To the Journal editor:

When my kids were young, they’d routinely ask some pretty bizarre questions like, “Dad, what if the sky fell on the Earth?”

I’d say something like, “Don’t worry about it! It doesn’t work that way.” I actually didn’t know the answer, but I thought acting like I did was better than saying, “Gee, uh, I don’t know.” Invariably, they’d come back with the follow up, “But what if it did?”

I think that’s because little kids are willing and anxious to allow for new and wondrous possibilities. We “grownups” are not often so inclined. In fact, maybe we shouldn’t be called “grownups” at all. It’s misleading. Maybe “give-ups” or “put-offs” would be better.

As adults, most of us have lost the capacity to invent and engineer new and better ways of thinking and living. Most often, we’re too busy looking down our noses at people who are different from us to wonder why they are different and what being different actually means to them and to us.

Very often, “Just give me that old time religion” is very light on forgiveness and rather heavy on judgement. “Do unto others” frequently gets lost in a torrent of hellfire and damnation. Twain observed, “Nothing so needs reforming as other people’s habits.”

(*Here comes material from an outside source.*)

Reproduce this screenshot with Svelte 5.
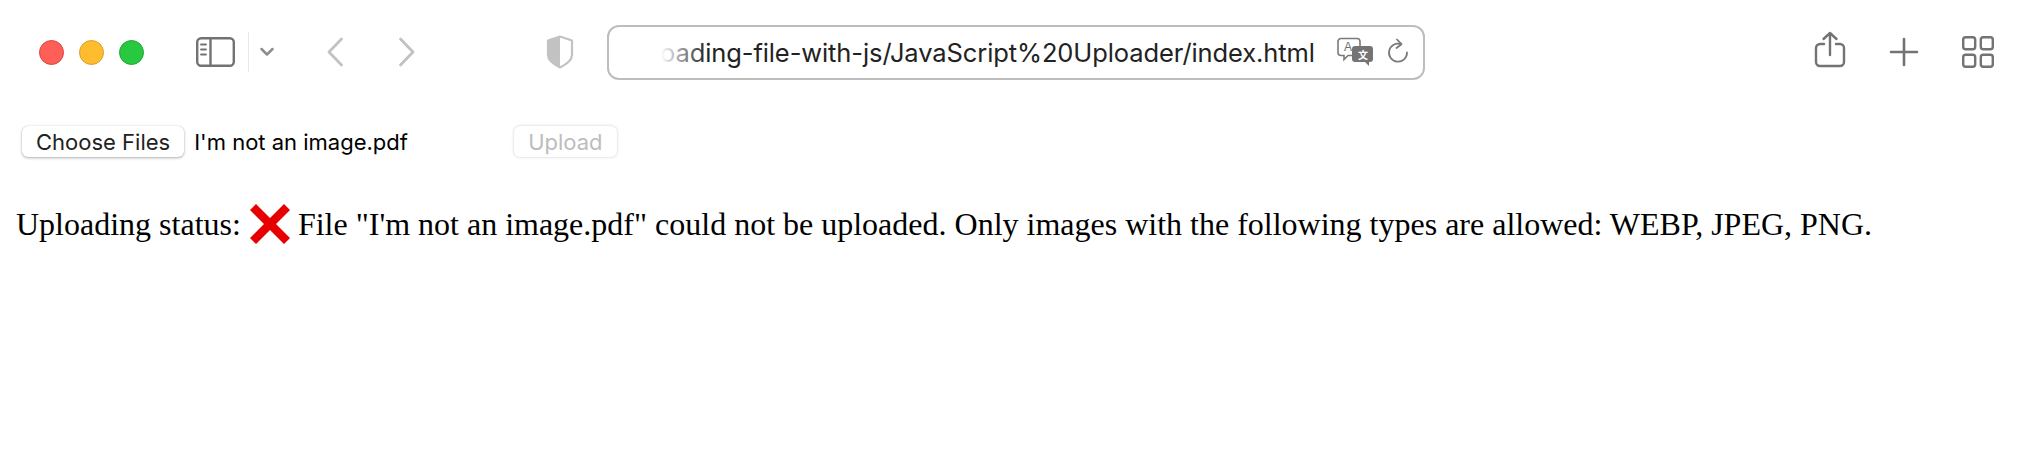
<script>
  const traffic = ['red', 'amber', 'green'];
</script>

<div class="page">
  <header class="toolbar">
    <div class="traffic">
      {#each traffic as t}
        <span class="dot {t}"></span>
      {/each}
    </div>

    <div class="sidebar-group">
      <svg class="sidebar" width="39" height="30" viewBox="0 0 39 30" fill="none">
        <rect x="1.2" y="1.2" width="36.6" height="27.6" rx="4" stroke="#727272" stroke-width="2.4"/>
        <path d="M14.5 2v26" stroke="#727272" stroke-width="2.4"/>
        <path d="M5 7.5h5M5 12.5h5M5 17.5h5" stroke="#727272" stroke-width="1.8" stroke-linecap="round"/>
      </svg>
      <span class="divider"></span>
      <svg class="chev" width="16" height="12" viewBox="0 0 16 12" fill="none">
        <path d="M2.5 3l5.5 5.5L13.500 3" stroke="#8e8e8e" stroke-width="2.500" stroke-linecap="round" stroke-linejoin="round"/>
      </svg>
    </div>

    <div class="nav">
      <svg width="18" height="32" viewBox="0 0 18 32" fill="none">
        <path d="M15.500 3L3 16l12.500 13" stroke="#c2c2c2" stroke-width="2.800" stroke-linecap="round" stroke-linejoin="round"/>
      </svg>
      <svg width="18" height="32" viewBox="0 0 18 32" fill="none">
        <path d="M2.500 3L15 16 2.500 29" stroke="#c2c2c2" stroke-width="2.800" stroke-linecap="round" stroke-linejoin="round"/>
      </svg>
    </div>

    <svg class="shield" width="28" height="34" viewBox="0 0 28 34" fill="none">
      <path d="M14 1.500L26 5.500V20c0 5-5 9-12 12.500C7 29 2 25 2 20V5.500z" stroke="#c2c2c2" stroke-width="2.200" stroke-linejoin="round"/>
      <path d="M14 1.500V32.500C7 29 2 25 2 20V5.500z" fill="#c2c2c2"/>
    </svg>

    <div class="urlbar">
      <span class="url"><span class="fade"></span>oading-file-with-js/JavaScript%20Uploader/index.html</span>
      <svg class="translate" width="38" height="30" viewBox="0 0 38 30" fill="none">
        <path d="M4 1.500h16a3 3 0 0 1 3 3v11a3 3 0 0 1-3 3h-9l-4 4v-4H4a3 3 0 0 1-3-3v-11a3 3 0 0 1 3-3z" fill="#fff" stroke="#7a7a7a" stroke-width="1.600"/>
        <text x="7" y="14" class="glyph-a">A</text>
        <path d="M18 9h15a3 3 0 0 1 3 3v10a3 3 0 0 1-3 3h-1v4l-4-4H18a3 3 0 0 1-3-3V12a3 3 0 0 1 3-3z" fill="#747474"/>
        <text x="21" y="22" class="glyph-x">文</text>
      </svg>
      <svg class="reload" width="22" height="28" viewBox="0 0 22 28" fill="none">
        <path d="M14 6.200A9 9 0 1 0 20 14.500" stroke="#7a7a7a" stroke-width="1.800" stroke-linecap="round"/>
        <path d="M10 1.500l4.500 4.700L9.500 10" stroke="#7a7a7a" stroke-width="1.800" stroke-linecap="round" stroke-linejoin="round"/>
      </svg>
    </div>

    <div class="actions">
      <svg class="share" width="32" height="38" viewBox="0 0 32 38" fill="none">
        <path d="M10 13H6a4 4 0 0 0-4 4v14a4 4 0 0 0 4 4h20a4 4 0 0 0 4-4V17a4 4 0 0 0-4-4h-4" stroke="#737373" stroke-width="2.400" stroke-linecap="round"/>
        <path d="M16 24V2M9.500 8L16 2l6.500 6" stroke="#737373" stroke-width="2.400" stroke-linecap="round" stroke-linejoin="round"/>
      </svg>
      <svg width="30" height="30" viewBox="0 0 30 30" fill="none">
        <path d="M15 2v26M2 15h26" stroke="#737373" stroke-width="2.600" stroke-linecap="round"/>
      </svg>
      <svg width="32" height="32" viewBox="0 0 32 32" fill="none">
        <rect x="1.200" y="1.200" width="12" height="12" rx="2.500" stroke="#737373" stroke-width="2.400"/>
        <rect x="18.800" y="1.200" width="12" height="12" rx="2.500" stroke="#737373" stroke-width="2.400"/>
        <rect x="1.200" y="18.800" width="12" height="12" rx="2.500" stroke="#737373" stroke-width="2.400"/>
        <rect x="18.800" y="18.800" width="12" height="12" rx="2.500" stroke="#737373" stroke-width="2.400"/>
      </svg>
    </div>
  </header>

  <main class="content">
    <div class="uploader">
      <button class="btn">Choose Files</button>
      <span class="filename">I'm not an image.pdf</span>
      <button class="btn disabled" disabled>Upload</button>
    </div>
    <p class="status">Uploading status: <svg class="cross" width="44" height="42" viewBox="0 0 44 42"><path d="M2 7L8 1l14 14L36 1l6 6-14 14 14 14-6 6-14-14L8 41l-6-6 14-14z" fill="#e60000"/></svg> File "I'm not an image.pdf" could not be uploaded. Only images with the following types are allowed: WEBP, JPEG, PNG.</p>
  </main>
</div>

<style>
  :global(body) {
    margin: 0;
    background: #fff;
  }
  .page {
    width: 2032px;
    height: 466px;
    overflow: hidden;
    background: #fff;
  }
  .toolbar {
    display: flex;
    align-items: center;
    height: 104px;
    padding-left: 39px;
    box-sizing: border-box;
  }
  .traffic {
    display: flex;
    gap: 15px;
  }
  .dot {
    width: 25px;
    height: 25px;
    border-radius: 50%;
    box-sizing: border-box;
    border: 1px solid;
  }
  .red { background: #ff5f57; border-color: #d9453f; }
  .amber { background: #febc2e; border-color: #d99e27; }
  .green { background: #28c840; border-color: #1fa832; }
  .sidebar-group {
    display: flex;
    align-items: center;
    margin-left: 52px;
  }
  .divider {
    width: 1px;
    height: 40px;
    background: #e8e8e8;
    margin: 0 10px 0 13px;
  }
  .nav {
    display: flex;
    gap: 54px;
    margin-left: 51px;
  }
  .shield {
    margin-left: 130px;
  }
  .urlbar {
    display: flex;
    align-items: center;
    width: 818px;
    height: 55px;
    box-sizing: border-box;
    margin-left: 33px;
    border: 2px solid #bdbdbd;
    border-radius: 12px;
    padding-left: 51px;
    gap: 12px;
  }
  .url {
    position: relative;
    font: 25.5px Inter, "Liberation Sans", Arial, sans-serif;
    letter-spacing: -0.1px;
    color: #222;
    white-space: nowrap;
  }
  .fade {
    position: absolute;
    left: -4px;
    top: 0;
    bottom: 0;
    width: 50px;
    background: linear-gradient(to right, #fff 10%, rgba(255, 255, 255, 0));
  }
  .translate {
    margin-left: 10px;
  }
  .glyph-a {
    font: 12px "Liberation Sans", sans-serif;
    fill: #6e6e6e;
  }
  .glyph-x {
    font: bold 10px "Noto Sans CJK SC", sans-serif;
    fill: #fff;
  }
  .actions {
    display: flex;
    align-items: center;
    gap: 43px;
    margin-left: auto;
    margin-right: 38px;
  }
  .share {
    margin-bottom: 4px;
  }
  .content {
    padding: 22px 16px 0 16px;
  }
  .uploader {
    display: flex;
    align-items: center;
    font: 22px Inter, "Liberation Sans", Arial, sans-serif;
    color: #000;
  }
  .btn {
    height: 31px;
    padding: 0 14px;
    margin: 0 0 0 6px;
    background: #fff;
    border: 0;
    border-radius: 6px;
    box-shadow: 0 1px 3px rgba(0, 0, 0, 0.3), 0 0 1px rgba(0, 0, 0, 0.2);
    font: 22px Inter, "Liberation Sans", Arial, sans-serif;
    color: #222;
  }
  .disabled {
    color: #bdbdbd;
    box-shadow: 0 0 3px rgba(0, 0, 0, 0.22);
    margin-left: 106px;
  }
  .filename {
    margin-left: 10px;
    width: 214px;
    white-space: nowrap;
  }
  .status {
    margin: 49px 0 0;
    font: 32px "Liberation Serif", "Times New Roman", serif;
    color: #000;
    white-space: nowrap;
  }
  .cross {
    vertical-align: -6px;
    margin: -4px -2px -4px -1px;
  }
</style>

No wonder Jesus said, “Let the little children come to me, and do not hinder them, for the kingdom of heaven belongs to such as these.” Perhaps he was fed up with the self-righteous babble of his day’s grownups. Twain observed that based on his life experience, it appears that you should go to Heaven for climate, but Hell for good company.

There’s something to be said for open-minded innocence and wonder. As adults, we expect to be understood but are hesitant to understand anything or anyone who sees the world differently. And that’s a shame, in every sense of that word.

Politicians, marketers and scoundrels of all stripes use our cold hearts to separate us and, ultimately, to restrict the very freedoms we purport to cherish.

Jesus said that we are to love one another as he loved us. He fed, forgave, and embraced the very ones the so called adults ignored and despised; the lepers, the lost, and the freaks that didn’t fit in.

I close with the question my children posed to me a thousand times: “But what if we did?”